More broadly, eminent Harvard economist Robert Barro, an expert in macroeconomics and economic growth, has recently challenged the presumption that government spending in the current crisis will have a multiplier effect, i.e. that it will generate more resources than it uses – the only rationale for such expenditure. Barro understands that Team Obama is using a 1.5 multiplier, whereby a $1bn intervention generates an additional $I.5bn of economic activity.

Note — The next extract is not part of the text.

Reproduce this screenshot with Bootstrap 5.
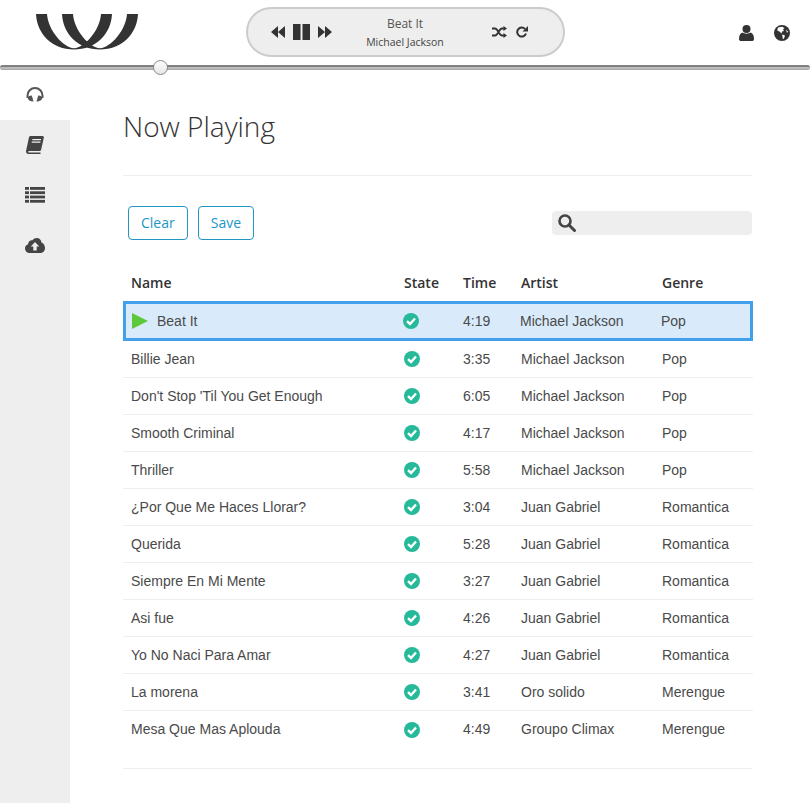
<!DOCTYPE html>
<html lang="en">
<head>
    <meta charset="UTF-8">
    <meta name="viewport" content="width=device-width, initial-scale=1.0">
    <title>Now Playing</title>
    <link href="https://cdn.jsdelivr.net/npm/bootstrap@5.3.0/dist/css/bootstrap.min.css" rel="stylesheet">
    <style>
        body { background-color: #fff; color: #333; font-family: "Open Sans", sans-serif; overflow: hidden; }
        .top-bar { height: 65px; }
        .logo-box { width: 246px; padding: 14px 0 0 36px; align-self: flex-start; }
        .player { width: 319px; height: 50px; margin-top: -1px; background-color: #eee; border: 2px solid #ccc; border-radius: 25px; padding: 0 35px 0 23px; }
        .player-btns { width: 61px; }
        .track-info { text-align: center; line-height: 1; color: #555; padding: 2px 14px 0 0; }
        .track-title { font-size: 12px; margin-bottom: 7px; }
        .track-artist { font-size: 10.5px; color: #444; }
        .player-modes { gap: 9px; }
        .top-icons { gap: 20px; margin-right: 20px; }
        .seek-track { height: 5px; background-color: #bbb; border-top: 2px solid #808080; border-bottom: 1px solid #aaa; border-radius: 3px; }
        .seek-thumb { position: absolute; width: 15px; height: 15px; top: -7px; margin-left: -7px; border-radius: 50%; background: linear-gradient(#fff, #e6e6e6); border: 1px solid #888; }
        .page-body { height: 733px; }
        .side-nav { width: 70px; background-color: #eee; flex: none; }
        .side-item { height: 50px; display: flex; align-items: center; justify-content: center; }
        .side-item.is-active { background-color: #fff; padding-bottom: 1px; }
        .content { width: 629px; margin-left: 53px; }
        .page-title { font-size: 28px; font-weight: 300; line-height: 38px; margin: 37px 0 30px; color: #333; }
        .rule { height: 1px; background-color: #eee; }
        .tool-row { padding: 30px 0 0 5px; }
        .tool-btn { font-size: 14px; height: 34px; padding: 0 12px; line-height: 30px; color: #2196c4; border: 1px solid #2196c4; border-radius: 4px; background: #fff; }
        .tool-gap { margin-right: 10px; }
        .search-box { width: 200px; height: 24px; background-color: #eee; border-radius: 4px; padding-left: 6px; }
        .tracks { table-layout: fixed; width: 630px; border-collapse: separate; border-spacing: 0; margin: 25px 0 20px; color: #4a4a4a; font-family: "Liberation Sans", Arial, sans-serif; font-size: 14px; }
        .tracks th { font-family: "Open Sans", sans-serif; font-size: 14px; font-weight: 600; color: #333; height: 36px; padding: 0 8px 2px; border: 0; vertical-align: middle; }
        .tracks td { height: 37px; padding: 0 8px; vertical-align: middle; border-bottom: 1px solid #eee; }
        .tracks tr:last-child td { border-bottom: 0; }
        .col-state { width: 59px; }
        .col-time { width: 58px; }
        .col-artist { width: 141px; }
        .col-genre { width: 99px; }
        .tracks .playing td { height: 40px; background-color: #d9ebfb; border-top: 3px solid #42a0ea; border-bottom: 3px solid #42a0ea; }
        .tracks .playing td:first-child { border-left: 3px solid #42a0ea; padding-left: 6px; }
        .tracks .playing td:last-child { border-right: 3px solid #42a0ea; }
        .tracks .playing td:nth-child(n+4) { padding-left: 7px; }
        .tracks .playing .check { margin-left: -1px; }
        .play-mark { margin-right: 9px; vertical-align: -3px; }
        .check { display: block; }
    </style>
</head>
<body>
    <div class="top-bar d-flex align-items-center">
        <div class="logo-box">
            <svg width="102" height="36" viewBox="36 14 102 36" fill="#333"><path d="M36 14C37 34 52 49.500 74 49.500C96 49.500 111 34 112 14H101C100 30 85 47.500 74 48.200C63 47.500 48 30 47 14Z"/><path d="M62 14C63 34 78 49.500 100 49.500C122 49.500 137 34 138 14H127C126 30 111 47.500 100 48.200C89 47.500 74 30 73 14Z"/></svg>
        </div>
        <div class="player d-flex align-items-center">
            <div class="player-btns d-flex align-items-center justify-content-between">
                <svg width="14" height="12" viewBox="0 0 14 12" fill="#333"><path d="M7 0V12L0 6ZM14 0V12L7 6Z"/></svg>
                <svg width="17" height="16" viewBox="0 0 17 16" fill="#333"><rect width="7.500" height="16"/><rect x="9.500" width="7.500" height="16"/></svg>
                <svg width="14" height="12" viewBox="0 0 14 12" fill="#333"><path d="M0 0V12L7 6ZM7 0V12L14 6Z"/></svg>
            </div>
            <div class="track-info flex-grow-1">
                <div class="track-title">Beat It</div>
                <div class="track-artist">Michael Jackson</div>
            </div>
            <div class="player-modes d-flex align-items-center">
                <svg width="15" height="12" viewBox="0 0 15 12" fill="none" stroke="#333" stroke-width="1.800"><path d="M0 2.500H3C6 2.500 7 9.500 10 9.500H12.500M0 9.500H3C6 9.500 7 2.500 10 2.500H12.500"/><path d="M11.500 0L15 2.500L11.500 5ZM11.500 7L15 9.500L11.500 12Z" fill="#333" stroke="none"/></svg>
                <svg width="12" height="12" viewBox="0 0 12 12" fill="none" stroke="#333" stroke-width="2"><path d="M10 7.500A4.500 4.500 0 1 1 9 3"/><path d="M12 0V5.500H6.500Z" fill="#333" stroke="none"/></svg>
            </div>
        </div>
        <div class="top-icons ms-auto d-flex align-items-center">
            <svg width="15" height="16" viewBox="0 0 15 16" fill="#333"><circle cx="7.500" cy="4" r="4"/><path d="M0 14C0 10 1.500 8 3.500 7.500C5 9 10 9 11.500 7.500C13.500 8 15 10 15 14C15 15.500 14 16 13 16H2C1 16 0 15.500 0 14Z"/></svg>
            <svg width="16" height="16" viewBox="0 0 16 16"><circle cx="8" cy="8" r="8" fill="#333"/><path d="M4 2.500L8 1.800L10.500 3L9 4.500L10 6L8 6.500L7.500 8.500L5.500 6.500L3.200 5.500ZM8 9.500L11 10.500L10 13.500L8.800 14L8.500 11.500ZM12 4.500L14 6.500L13 8Z" fill="#fff"/></svg>
        </div>
    </div>

    <div class="seek-track position-relative">
        <div class="seek-thumb" style="left: 19.8%"></div>
    </div>

    <div class="page-body d-flex">
        <div class="side-nav">
            <div class="side-item is-active">
                <svg width="18" height="15" viewBox="0 0 18 15" fill="#555"><path d="M.5 11V8.500A8.500 8.500 0 0 1 17.500 8.500V11H15.500V8.500A6.500 6.500 0 0 0 2.500 8.500V11Z"/><path d="M5.800 8.500L7.500 14.500C4 14.500 1.800 13 1.800 10.800C1.800 9.500 3 8.700 5.800 8.500ZM12.200 8.500L10.500 14.500C14 14.500 16.200 13 16.200 10.800C16.200 9.500 15 8.700 12.200 8.500Z"/></svg>
            </div>
            <div class="side-item">
                <svg width="18" height="18" viewBox="0 0 18 18" fill="#444"><path d="M4.500 0H16.500C17.500 0 18 .8 17.800 1.800L15.200 13.500C15 14.500 14.200 15 13.200 15H3.200C2.500 15 2.200 15.700 2.300 16C2.400 16.400 2.800 16.500 3.200 16.500H14.500V18H2.700C1 18 0 16.800 0 15.500C0 15 .1 14.600 .2 14.200L3 1.200C3.200 .4 3.700 0 4.500 0Z"/><path d="M6.500 3H15V4.200H6.200ZM5.900 5.500H14.400V6.700H5.600Z" fill="#eee"/></svg>
            </div>
            <div class="side-item">
                <svg width="20" height="16" viewBox="0 0 20 16" fill="#444"><rect width="4" height="2.800"/><rect x="5" width="15" height="2.800"/><rect y="4.300" width="4" height="2.800"/><rect x="5" y="4.300" width="15" height="2.800"/><rect y="8.600" width="4" height="2.800"/><rect x="5" y="8.600" width="15" height="2.800"/><rect y="12.900" width="4" height="2.800"/><rect x="5" y="12.900" width="15" height="2.800"/></svg>
            </div>
            <div class="side-item">
                <svg width="20" height="15" viewBox="0 0 20 15" fill="#444"><path d="M4.500 15C2 15 0 13 0 10.500C0 8.500 1.200 7 3 6.300C3.200 3.500 5.500 1.800 7.500 2.300C8.500 .8 10 0 11.700 0C14.300 0 16.300 2 16.500 4.600C18.500 5.500 20 7.500 20 10C20 13 17.800 15 15 15Z"/><path d="M10 4L14.200 8.500H11.700V12.500H8.300V8.500H5.800Z" fill="#eee"/></svg>
            </div>
        </div>

        <div class="content">
            <h1 class="page-title">Now Playing</h1>
            <div class="rule"></div>
            <div class="tool-row d-flex align-items-center">
                <button type="button" class="btn tool-btn tool-gap">Clear</button>
                <button type="button" class="btn tool-btn">Save</button>
                <div class="search-box d-flex align-items-center ms-auto">
                    <svg width="18" height="18" viewBox="0 0 18 18" fill="none" stroke="#444"><circle cx="7" cy="7" r="5.500" stroke-width="2.600"/><path d="M11 11L16.500 16.500" stroke-width="3" stroke-linecap="round"/></svg>
                </div>
            </div>

            <table class="tracks" id="tracks">
                <colgroup><col><col class="col-state"><col class="col-time"><col class="col-artist"><col class="col-genre"></colgroup>
                <thead><tr><th>Name</th><th>State</th><th>Time</th><th>Artist</th><th>Genre</th></tr></thead>
                <tbody></tbody>
            </table>
            <div class="rule"></div>
        </div>
    </div>

    <script>
        const songs = [
            ["Beat It", "4:19", "Michael Jackson", "Pop"],
            ["Billie Jean", "3:35", "Michael Jackson", "Pop"],
            ["Don't Stop 'Til You Get Enough", "6:05", "Michael Jackson", "Pop"],
            ["Smooth Criminal", "4:17", "Michael Jackson", "Pop"],
            ["Thriller", "5:58", "Michael Jackson", "Pop"],
            ["¿Por Que Me Haces Llorar?", "3:04", "Juan Gabriel", "Romantica"],
            ["Querida", "5:28", "Juan Gabriel", "Romantica"],
            ["Siempre En Mi Mente", "3:27", "Juan Gabriel", "Romantica"],
            ["Asi fue", "4:26", "Juan Gabriel", "Romantica"],
            ["Yo No Naci Para Amar", "4:27", "Juan Gabriel", "Romantica"],
            ["La morena", "3:41", "Oro solido", "Merengue"],
            ["Mesa Que Mas Aplouda", "4:49", "Groupo Climax", "Merengue"]
        ];
        const check = '<svg class="check" width="16" height="16" viewBox="0 0 16 16"><circle cx="8" cy="8" r="8" fill="#26b99a"/><path d="M4 8.200L7 11L12 5.500" fill="none" stroke="#fff" stroke-width="2.400"/></svg>';
        const play = '<svg class="play-mark" width="16" height="16" viewBox="0 0 16 16"><path d="M0 0L16 8L0 16Z" fill="#5cc93b"/></svg>';
        document.querySelector("#tracks tbody").innerHTML = songs.map((s, i) => `
            <tr class="${i === 0 ? "playing" : ""}">
                <td>${i === 0 ? play : ""}${s[0]}</td>
                <td>${check}</td>
                <td>${s[1]}</td>
                <td>${s[2]}</td>
                <td>${s[3]}</td>
            </tr>`).join("");
    </script>
    <script src="https://cdn.jsdelivr.net/npm/bootstrap@5.3.0/dist/js/bootstrap.bundle.min.js"></script>
</body>
</html>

Barro examines other instances of massive government intervention – defence expenditure in WWI, WWII and the Korean and Vietnam wars. He finds at best a multiplier of 0.8 and argues that it is likely to be less now. People would expect wartime expenditures to be temporary, and consumer demand would not fall as much as in peacetime, where increased government spending (and eventually taxation) suggest longer-term lower disposable incomes; a military draft has a direct, coercive impact on employment; and as regards WWII, the US economy grew strongly from 1933 (aside from 1938), and the wartime growth can not be attributed solely to the war-related expenditure.
In short, the government should focus on measures with long-term benefits which can be rapidly implemented to ameliorate the recession in the short term.
[Note: Eslake has just been appointed to Anna Bligh’s “Job Squad”, giving some hope for sensible outcomes.]